Editor’s note: Andrew McLuhan is the grandson of media studies pioneer Marshall McLuhan, and a friend of Planet Waves. We’ll be featuring his writing on media criticism from time to time. This piece originally published at medium.com on July 11, 2016.
By Andrew McLuhan
I live in a small town. In a small town, everything is personal.
I was walking to work last night, to my part-time night job as a projectionist at our local theatre. It is a great second job because it doesn’t interfere with my full-time day job, and it gives me time to read and write after I sell tickets and start the show (I’d say ‘film’ or ‘movie’ but I’m a stickler for accuracy, and those terms don’t apply to what we show anymore).
I was walking to work last night, which is a short walk, as pretty much everything in town is within a ten-minute walk. I’d already stopped for my coffee.
Ahead of me I see a guy, and I think at first he’s wearing a weird dress, but it turns out to be some sort of oversize sports jersey and he’s wearing shorts underneath it. He says something to a lone tourist with a careful beard, sandals, and oversized camera. The tourist is not amused. The guy isn’t walking particularly carefully, and he is twisting the remains of a cigarette in his thumb and forefinger so the heater and remains fall to the sidewalk first, followed by the filter a moment later.
It’s early on a Sunday evening, it’s been a hot day, and there’s not a lot of action on the Main Street. I’m not talking on a phone, listening to a device, or otherwise distracted by anything. I like to experience my environment as fully as possible.
I’m getting closer.
It really does sort of look like he’s wearing a dress, and maybe going through some gender-identity issues. You don’t see that a lot in my town.
He’s looking pretty rough, and not too with it. You don’t see that a lot in my town either.
Now I’m close enough that I can see more than the back of his close-cropped head, and I realize that I know this guy.
I don’t know his name, know him to stop and have a conversation, but in the 20 years I’ve lived here, I’ve seen him around. I know him in the sense that you know everyone in a small community. In fact, if I were better at remembering names, I’d probably know his name too.
As I start to see more of his face while I’m overtaking him, I see he is indeed rough.
This is when he notices me, and asks “Hey bud, spare some change so I can get something to eat?”
“Sorry man,” is all I can manage as I go past, less than a hundred feet from the theatre.
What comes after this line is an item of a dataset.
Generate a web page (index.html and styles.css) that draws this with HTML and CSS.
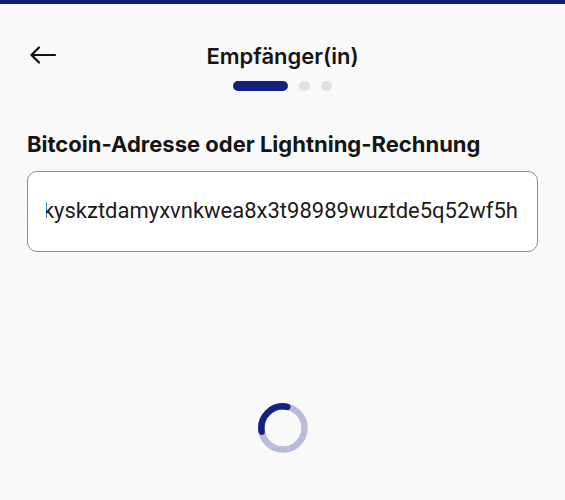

I’ve got less than five minutes before I’m due to get things going for tonight’s showing.
In those lightning moments between being asked something and making an answer, I think a few things:
This guy’s on heavy drugs, or coming off them and needing more. If I give him change (which I don’t have much of) he’s just going to go buy more drugs or smokes. I’m not going to enable that. I’m not working a second job two nights a week to pay for someone’s drug habit — I’m doing it because I have a wife and two little boys.
So I gave my lame response and went to work.
The show was, as usual, very sparsely attended. Half a dozen people. We’re having problems getting volunteers to man the concession stand, so I do that also. I continue reading/studying ‘Theories of Communication’ (M. McLuhan/E. McLuhan, 2011, Peter Lang Pub., NYC).
‘Theories of Communication’ is really blowing my mind right now.
When I leave the theatre a couple hours later, it’s getting dark. It’s that magic time for light: the clouds wear a wonderful magenta tint. The street is even more quiet than before.
My thoughts return to the guy I saw earlier, who asked me for some change for something to eat. I knew this guy to see him. I’d often see him walking around with headphones on, hanging out near the Tim Hortons coffee shop. He didn’t look great, and he didn’t look that bad last time I saw him. He’d never asked me for money before, I’d never seen him ask anyone else either.
What had happened to him?
And then I started to feel bad. No, I don’t know him personally, but this is a small town, and everything’s personal. We’re all neighbours.
I lived the first part of my life in a major city, and I’d have an experience like this and not think twice — you can’t think twice. If you did, you’d never get anywhere, you’d have to stop constantly. You couldn’t function. It’s this reality and attitude that allows for much suffering to continue. [I suppose that’s how we rationalize inaction when we live in a larger community — but if people in big cities treated them like small towns, like everyone’s a friend and neighbour, imagine the reduction of poverty, crime and general suffering.] But this isn’t a big city, this is a small town. And I let a neighbour down.
If he had been a friend, a relative, I would not have just walked by and brushed him off.
I didn’t have to give him money or worry about ‘enabling’ his habits.
I was almost at work, I had a few minutes to spare, and I could easily have said something to him. If he was a friend, I wouldn’t have thought twice about it, like I didn’t think twice about brushing him off as if he didn’t matter.
“Hey man — are you alright?”
“Do you need some help?”
“Can I help you?”
Three things I could have said, and I could have taken a moment to try and help the guy. But I didn’t, and I feel bad about it now. I truly believe we are all in this together and should try to help each other when we can. I talk about that all the time. But when it came down to it, I didn’t.
I can only hope that next time, I’m a little more conscious.
I failed my community yesterday. I hope that today I help.